Telus (TSE:T), Canada’s third-biggest wireless carrier, is closing its chain of Blacks Photo Corp. retail photography stores, saying it wasn’t able to make a profit.
“Technological innovations have changed the way Canadians take and share photographs, with fewer of us using retail photo outlets,” the Vancouver, British Columbia-based company said in an e-mailed statement today.
“Despite the positive momentum and financial improvements our Blacks team has delivered over the last year, we have been unable to realize profitable growth and it would take considerable investment to adapt Blacks to ongoing change,” Telus spokesperson Luiza Staniec said in the statement.
All 59 of the chain’s stores will close, effective August 8.
Telus had been closing stores since buying the chain’s 113 outlets for C$28 million in 2009 to expand its platform for telephone products after BCE Inc. bought The Source chain of electronics stores. Telus has 160 retail outlets of its own.
Canada’s biggest wireless companies have competed for more retail space over the past six years as the federal government tried to increase competition by supporting smaller companies like Wind Mobile and Mobilicity.
Last year, BCE paid C$670 million for smartphone retailer Glentel Inc. and sold a 50 percent stake in the company to Rogers Communications Inc.
The shut-down of the remaining stores, most of them in Ontario, will leave 485 employees without jobs, but Telus will try to find them positions at its Telus and Koodo mobile phone outlets, Staniec said.
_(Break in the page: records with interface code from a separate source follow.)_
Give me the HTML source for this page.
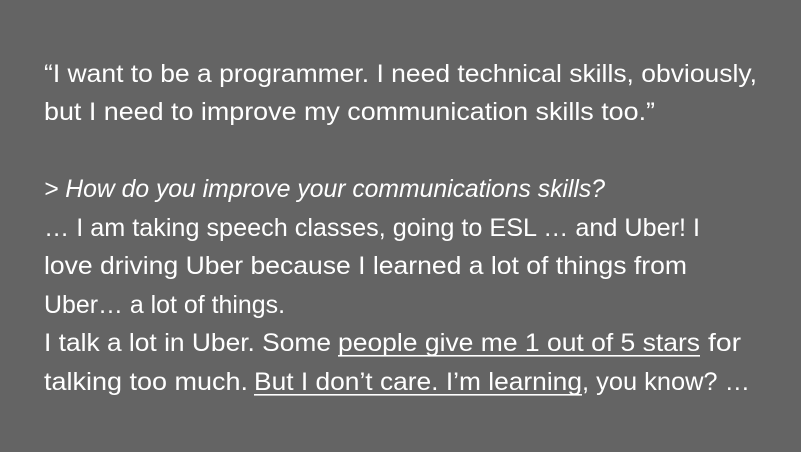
<!DOCTYPE html>
<html><head><meta charset="utf-8"><style>
html,body{margin:0;padding:0;background:#646464;width:801px;height:452px;overflow:hidden}
svg text{font-family:"Liberation Sans",sans-serif;font-size:25px;fill:#fff}
</style></head><body>
<svg width="801" height="452" xmlns="http://www.w3.org/2000/svg">
<text x="44" y="82" textLength="713" lengthAdjust="spacingAndGlyphs">“I want to be a programmer. I need technical skills, obviously,</text>
<text x="44" y="120" textLength="611" lengthAdjust="spacingAndGlyphs">but I need to improve my communication skills too.”</text>
<text x="44" y="197" textLength="561" lengthAdjust="spacingAndGlyphs" font-style="italic">&gt; How do you improve your communications skills?</text>
<text x="44" y="236" textLength="656" lengthAdjust="spacingAndGlyphs">… I am taking speech classes, going to ESL … and Uber! I</text>
<text x="44" y="274" textLength="643" lengthAdjust="spacingAndGlyphs">love driving Uber because I learned a lot of things from</text>
<text x="44" y="313" textLength="241" lengthAdjust="spacingAndGlyphs">Uber… a lot of things.</text>
<text x="44" y="351" textLength="287" lengthAdjust="spacingAndGlyphs">I talk a lot in Uber. Some</text>
<text x="338" y="351" textLength="362" lengthAdjust="spacingAndGlyphs">people give me 1 out of 5 stars</text>
<text x="708" y="351" textLength="33" lengthAdjust="spacingAndGlyphs">for</text>
<rect x="338" y="355" width="362" height="1.6" fill="#fff"/>
<text x="44" y="390" textLength="204" lengthAdjust="spacingAndGlyphs">talking too much.</text>
<text x="254" y="390" textLength="328" lengthAdjust="spacingAndGlyphs">But I don’t care. I’m learning</text>
<text x="582" y="390" textLength="168" lengthAdjust="spacingAndGlyphs">, you know? …</text>
<rect x="254" y="394" width="328" height="1.6" fill="#fff"/>
</svg>
</body></html>
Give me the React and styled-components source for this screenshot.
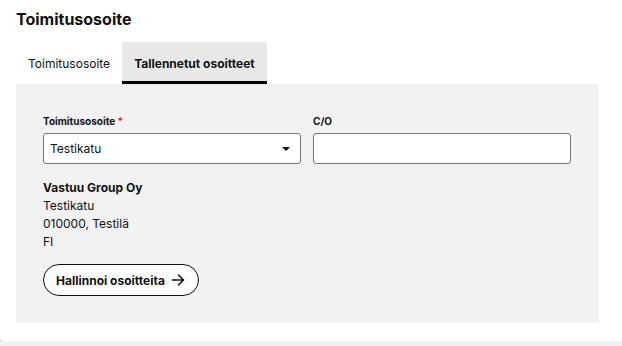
import React from 'react';
import styled, { createGlobalStyle } from 'styled-components';

const GlobalStyle = createGlobalStyle`
  html, body {
    margin: 0;
    padding: 0;
    background: #f0f0f0;
    font-family: Inter, "Liberation Sans", sans-serif;
    color: #111;
  }
`;

const Card = styled.div`
  height: 341px;
  box-sizing: border-box;
  background: #fff;
  border-radius: 0 0 0 4px;
  box-shadow: 0 1px 2px rgba(0, 0, 0, 0.18);
  padding: 8px 23px 0 16px;
`;

const Title = styled.h2`
  margin: 0 0 12px;
  font-size: 16px;
  line-height: 22px;
  font-weight: 700;
`;

const Tabs = styled.div`
  display: flex;
`;

const Tab = styled.button`
  height: 42px;
  box-sizing: border-box;
  padding: 3px 12px 0;
  border: 0;
  border-bottom: 3px solid ${({ $active }) => ($active ? '#000' : 'transparent')};
  background: ${({ $active }) => ($active ? '#e8e8e8' : 'transparent')};
  font-family: inherit;
  font-size: 12px;
  font-weight: ${({ $active }) => ($active ? 700 : 400)};
  color: #111;
  cursor: pointer;
`;

const Panel = styled.div`
  background: #f2f2f2;
  height: 239px;
  box-sizing: border-box;
  padding: 30px 28px 27px 27px;
`;

const Fields = styled.div`
  display: grid;
  grid-template-columns: 1fr 1fr;
  gap: 12px;
`;

const Field = styled.div`
  display: flex;
  flex-direction: column;
`;

const Label = styled.label`
  font-size: 10px;
  line-height: 14px;
  font-weight: 700;
  margin-bottom: 5px;
`;

const Required = styled.span`
  color: #d7262b;
`;

const Box = styled.div`
  height: 31px;
  box-sizing: border-box;
  background: #fff;
  border: 1px solid #777;
  border-radius: 3px;
  display: flex;
  align-items: center;
  justify-content: space-between;
  padding: 0 10px 0 6px;
  font-size: 12px;
`;

const Caret = styled.span`
  width: 0;
  height: 0;
  border-left: 4px solid transparent;
  border-right: 4px solid transparent;
  border-top: 4px solid #111;
  margin-top: 1px;
`;

const Address = styled.div`
  margin-top: 15px;
  font-size: 12px;
  line-height: 18px;
`;

const Company = styled.div`
  font-weight: 700;
`;

const ManageButton = styled.button`
  margin-top: 13px;
  height: 32px;
  display: inline-flex;
  align-items: center;
  gap: 6px;
  padding: 0 13px 0 12px;
  background: #fff;
  border: 1px solid #111;
  border-radius: 16px;
  font-family: inherit;
  font-size: 12px;
  font-weight: 700;
  color: #111;
  cursor: pointer;
`;

const Arrow = () => (
  <svg width="14" height="14" viewBox="0 0 14 14" fill="none" stroke="#111" strokeWidth="1.6" strokeLinecap="round" strokeLinejoin="round">
    <path d="M1.5 7h11M7.5 2l5 5-5 5" />
  </svg>
);

export default function App() {
  return (
    <>
      <GlobalStyle />
      <Card>
        <Title>Toimitusosoite</Title>
        <Tabs>
          <Tab>Toimitusosoite</Tab>
          <Tab $active>Tallennetut osoitteet</Tab>
        </Tabs>
        <Panel>
          <Fields>
            <Field>
              <Label>
                Toimitusosoite <Required>*</Required>
              </Label>
              <Box>
                Testikatu
                <Caret />
              </Box>
            </Field>
            <Field>
              <Label>C/O</Label>
              <Box />
            </Field>
          </Fields>
          <Address>
            <Company>Vastuu Group Oy</Company>
            <div>Testikatu</div>
            <div>010000, Testilä</div>
            <div>FI</div>
          </Address>
          <ManageButton>
            Hallinnoi osoitteita
            <Arrow />
          </ManageButton>
        </Panel>
      </Card>
    </>
  );
}
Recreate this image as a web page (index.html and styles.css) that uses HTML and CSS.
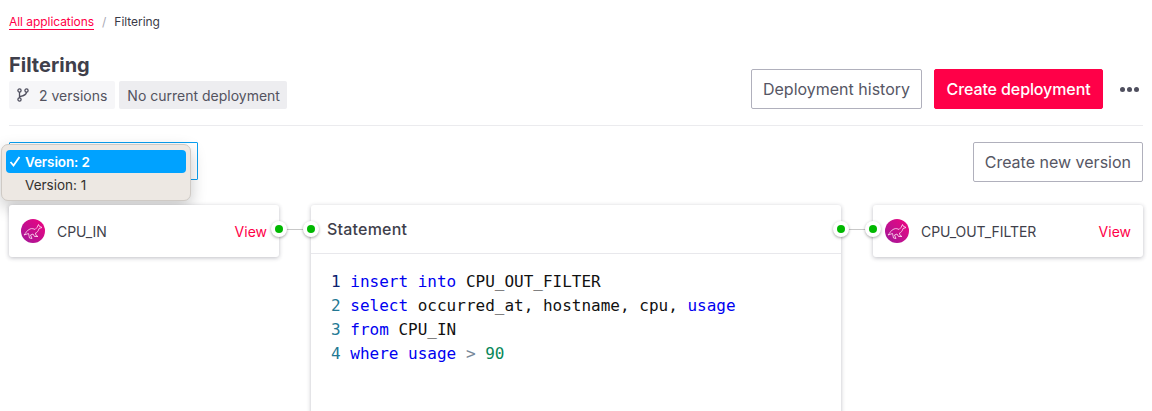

Blacks was founded in 1939 when Eddie Black opened a camera store in Toronto. He sold the store to his sons, who expanded the Blacks chain across the country in the 1960s before selling. They grew the camera chain to 100 outlets and in 1977, revolutionized the photo print industry when they became the first retailed to offer larger 4x6 prints, instead of the standard 3.5x5. The new print size immediately caught on with consumers, forcing Blacks’ competitors to eventually increase their print size as well.
Blacks was sold in 1985 for $100 million to Scott's Hospitality Inc. In 1993, Fuji Film bought the chain’s 210 stores for $65 million, before Telus bought the retailer in 2009.
Telus said it was not able to find a buyer for the chain.
Telus will report the financial consequences of shutting down Blacks in its next quarterly results release, expected in August.